⟨

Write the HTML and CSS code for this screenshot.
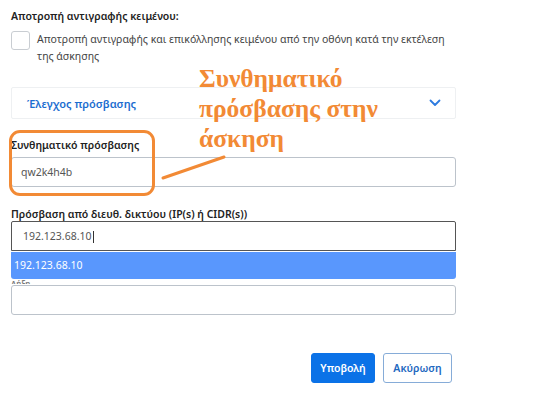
FILE: index.html
```html
<!DOCTYPE html>
<html lang="el">
<head>
    <meta charset="UTF-8">
    <meta name="viewport" content="width=device-width, initial-scale=1.0">
    <title>Ρυθμίσεις άσκησης</title>
    <link rel="stylesheet" href="styles.css">
</head>
<body>
    <div class="form">
        <div class="section-title">Αποτροπή αντιγραφής κειμένου:</div>
        <label class="check-row">
            <span class="checkbox"></span>
            <span class="check-text">Αποτροπή αντιγραφής και επικόλλησης κειμένου από την οθόνη κατά την εκτέλεση της άσκησης</span>
        </label>

        <div class="accordion">
            <span class="accordion-title">Έλεγχος πρόσβασης</span>
            <svg class="chevron" width="12" height="8" viewBox="0 0 12 8">
                <path d="M1.5 1.5 L6 6 L10.5 1.5" fill="none" stroke="#2d7be0" stroke-width="1.8" stroke-linecap="round" stroke-linejoin="round"/>
            </svg>
        </div>

        <div class="field field-password">
            <div class="field-label">Συνθηματικό πρόσβασης</div>
            <div class="input">qw2k4h4b</div>
            <div class="highlight-box"></div>
        </div>

        <div class="field field-ip">
            <div class="field-label">Πρόσβαση από διευθ. δικτύου (IP(s) ή CIDR(s))</div>
            <div class="input input-focus">192.123.68.10<span class="caret"></span></div>
            <div class="dropdown">192.123.68.10</div>
        </div>

        <div class="field field-last">
            <div class="field-label peek">Λήξη</div>
            <div class="input"></div>
        </div>

        <div class="actions">
            <button class="btn btn-primary">Υποβολή</button>
            <button class="btn btn-outline">Ακύρωση</button>
        </div>
    </div>

    <!-- annotation overlay -->
    <div class="note">Συνθηματικό πρόσβασης στην άσκηση</div>
    <svg class="note-line" width="550" height="419" viewBox="0 0 550 419">
        <line x1="163" y1="178" x2="224" y2="157" stroke="#f28a35" stroke-width="3" stroke-linecap="round"/>
    </svg>
</body>
</html>
```

FILE: styles.css
```css
* {
    margin: 0;
    padding: 0;
    box-sizing: border-box;
}

body {
    font-family: 'Noto Sans', 'DejaVu Sans', sans-serif;
    background: #fff;
    color: #2b2b2b;
    width: 550px;
    height: 419px;
    overflow: hidden;
    position: relative;
}

.form {
    width: 445px;
    margin-left: 11px;
    padding-top: 9px;
}

.section-title {
    font-size: 10.5px;
    font-weight: 600;
    line-height: 15px;
    color: #222;
}

.check-row {
    display: flex;
    align-items: flex-start;
    gap: 7px;
    margin-top: 7px;
}

.checkbox {
    flex: 0 0 19px;
    height: 19px;
    border: 1px solid #c9cdd2;
    border-radius: 3px;
}

.check-text {
    font-size: 10.5px;
    line-height: 17px;
    color: #444;
}

.accordion {
    margin-top: 22px;
    height: 32px;
    border: 1px solid #eef0f2;
    border-radius: 2px;
    display: flex;
    align-items: center;
    justify-content: space-between;
    padding: 0 14px 0 15px;
}

.accordion-title {
    font-size: 11px;
    font-weight: 600;
    color: #1c6dd0;
}

.chevron {
    margin-top: -1px;
}

.field {
    position: relative;
}

.field-label {
    font-size: 10.5px;
    font-weight: 600;
    line-height: 14px;
    color: #222;
}

.field-password {
    margin-top: 19px;
}

.field-password .field-label {
    margin-bottom: 5px;
}

.field-ip {
    margin-top: 20px;
}

.field-last {
    margin-top: 29px;
}

.field-label.peek {
    font-size: 8px;
    line-height: 8px;
    height: 4px;
    margin-bottom: 1px;
    color: #777;
    overflow: hidden;
}

.input {
    height: 30px;
    border: 1px solid #bcc3cb;
    border-radius: 3px;
    padding: 0 9px;
    font-size: 10.5px;
    line-height: 28px;
    color: #555;
}

.input-focus {
    border-color: #555;
    border-radius: 2px 2px 0 0;
    padding-left: 11px;
}

.caret {
    display: inline-block;
    width: 1px;
    height: 12px;
    background: #333;
    vertical-align: middle;
    margin-left: 1px;
}

.dropdown {
    position: absolute;
    left: 0;
    right: 0;
    top: 45px;
    height: 27px;
    z-index: 2;
    background: #5997fd;
    color: #fff;
    font-size: 10.5px;
    line-height: 27px;
    padding-left: 3px;
    border-radius: 0 0 3px 3px;
}

.highlight-box {
    position: absolute;
    left: -2px;
    top: -8px;
    width: 146px;
    height: 66px;
    border: 3px solid #f28a35;
    border-radius: 11px;
}

.actions {
    display: flex;
    justify-content: flex-end;
    gap: 8px;
    margin-top: 38px;
    padding-right: 4px;
}

.btn {
    height: 30px;
    border-radius: 3px;
    font-family: inherit;
    font-size: 10.5px;
    font-weight: 600;
    padding: 0 8px;
    cursor: pointer;
}

.btn-primary {
    width: 64px;
    background: #0b72e7;
    border: 1px solid #0b72e7;
    color: #fff;
}

.btn-outline {
    width: 69px;
    background: #fff;
    border: 1px solid #86acd8;
    color: #1e68bf;
}

.note {
    position: absolute;
    left: 199px;
    top: 64px;
    width: 200px;
    font-family: 'Liberation Serif', 'Times New Roman', serif;
    font-weight: bold;
    font-size: 25.5px;
    line-height: 30px;
    color: #f28a35;
}

.note-line {
    position: absolute;
    left: 0;
    top: 0;
    pointer-events: none;
}
```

⟩

### Stated problem:
Omit every picture while copying the listing above exactly.

### The response:
Write the HTML and CSS code for this screenshot.
FILE: index.html
```html
<!DOCTYPE html>
<html lang="el">
<head>
    <meta charset="UTF-8">
    <meta name="viewport" content="width=device-width, initial-scale=1.0">
    <title>Ρυθμίσεις άσκησης</title>
    <link rel="stylesheet" href="styles.css">
</head>
<body>
    <div class="form">
        <div class="section-title">Αποτροπή αντιγραφής κειμένου:</div>
        <label class="check-row">
            <span class="checkbox"></span>
            <span class="check-text">Αποτροπή αντιγραφής και επικόλλησης κειμένου από την οθόνη κατά την εκτέλεση της άσκησης</span>
        </label>

        <div class="accordion">
            <span class="accordion-title">Έλεγχος πρόσβασης</span>
            <svg class="chevron" width="12" height="8" viewBox="0 0 12 8">
                <path d="M1.5 1.5 L6 6 L10.5 1.5" fill="none" stroke="#2d7be0" stroke-width="1.8" stroke-linecap="round" stroke-linejoin="round"/>
            </svg>
        </div>

        <div class="field field-password">
            <div class="field-label">Συνθηματικό πρόσβασης</div>
            <div class="input">qw2k4h4b</div>
            <div class="highlight-box"></div>
        </div>

        <div class="field field-ip">
            <div class="field-label">Πρόσβαση από διευθ. δικτύου (IP(s) ή CIDR(s))</div>
            <div class="input input-focus">192.123.68.10<span class="caret"></span></div>
            <div class="dropdown">192.123.68.10</div>
        </div>

        <div class="field field-last">
            <div class="field-label peek">Λήξη</div>
            <div class="input"></div>
        </div>

        <div class="actions">
            <button class="btn btn-primary">Υποβολή</button>
            <button class="btn btn-outline">Ακύρωση</button>
        </div>
    </div>

    <!-- annotation overlay -->
    <div class="note">Συνθηματικό πρόσβασης στην άσκηση</div>
    <svg class="note-line" width="550" height="419" viewBox="0 0 550 419">
        <line x1="163" y1="178" x2="224" y2="157" stroke="#f28a35" stroke-width="3" stroke-linecap="round"/>
    </svg>
</body>
</html>
```

FILE: styles.css
```css
* {
    margin: 0;
    padding: 0;
    box-sizing: border-box;
}

body {
    font-family: 'Noto Sans', 'DejaVu Sans', sans-serif;
    background: #fff;
    color: #2b2b2b;
    width: 550px;
    height: 419px;
    overflow: hidden;
    position: relative;
}

.form {
    width: 445px;
    margin-left: 11px;
    padding-top: 9px;
}

.section-title {
    font-size: 10.5px;
    font-weight: 600;
    line-height: 15px;
    color: #222;
}

.check-row {
    display: flex;
    align-items: flex-start;
    gap: 7px;
    margin-top: 7px;
}

.checkbox {
    flex: 0 0 19px;
    height: 19px;
    border: 1px solid #c9cdd2;
    border-radius: 3px;
}

.check-text {
    font-size: 10.5px;
    line-height: 17px;
    color: #444;
}

.accordion {
    margin-top: 22px;
    height: 32px;
    border: 1px solid #eef0f2;
    border-radius: 2px;
    display: flex;
    align-items: center;
    justify-content: space-between;
    padding: 0 14px 0 15px;
}

.accordion-title {
    font-size: 11px;
    font-weight: 600;
    color: #1c6dd0;
}

.chevron {
    margin-top: -1px;
}

.field {
    position: relative;
}

.field-label {
    font-size: 10.5px;
    font-weight: 600;
    line-height: 14px;
    color: #222;
}

.field-password {
    margin-top: 19px;
}

.field-password .field-label {
    margin-bottom: 5px;
}

.field-ip {
    margin-top: 20px;
}

.field-last {
    margin-top: 29px;
}

.field-label.peek {
    font-size: 8px;
    line-height: 8px;
    height: 4px;
    margin-bottom: 1px;
    color: #777;
    overflow: hidden;
}

.input {
    height: 30px;
    border: 1px solid #bcc3cb;
    border-radius: 3px;
    padding: 0 9px;
    font-size: 10.5px;
    line-height: 28px;
    color: #555;
}

.input-focus {
    border-color: #555;
    border-radius: 2px 2px 0 0;
    padding-left: 11px;
}

.caret {
    display: inline-block;
    width: 1px;
    height: 12px;
    background: #333;
    vertical-align: middle;
    margin-left: 1px;
}

.dropdown {
    position: absolute;
    left: 0;
    right: 0;
    top: 45px;
    height: 27px;
    z-index: 2;
    background: #5997fd;
    color: #fff;
    font-size: 10.5px;
    line-height: 27px;
    padding-left: 3px;
    border-radius: 0 0 3px 3px;
}

.highlight-box {
    position: absolute;
    left: -2px;
    top: -8px;
    width: 146px;
    height: 66px;
    border: 3px solid #f28a35;
    border-radius: 11px;
}

.actions {
    display: flex;
    justify-content: flex-end;
    gap: 8px;
    margin-top: 38px;
    padding-right: 4px;
}

.btn {
    height: 30px;
    border-radius: 3px;
    font-family: inherit;
    font-size: 10.5px;
    font-weight: 600;
    padding: 0 8px;
    cursor: pointer;
}

.btn-primary {
    width: 64px;
    background: #0b72e7;
    border: 1px solid #0b72e7;
    color: #fff;
}

.btn-outline {
    width: 69px;
    background: #fff;
    border: 1px solid #86acd8;
    color: #1e68bf;
}

.note {
    position: absolute;
    left: 199px;
    top: 64px;
    width: 200px;
    font-family: 'Liberation Serif', 'Times New Roman', serif;
    font-weight: bold;
    font-size: 25.5px;
    line-height: 30px;
    color: #f28a35;
}

.note-line {
    position: absolute;
    left: 0;
    top: 0;
    pointer-events: none;
}
```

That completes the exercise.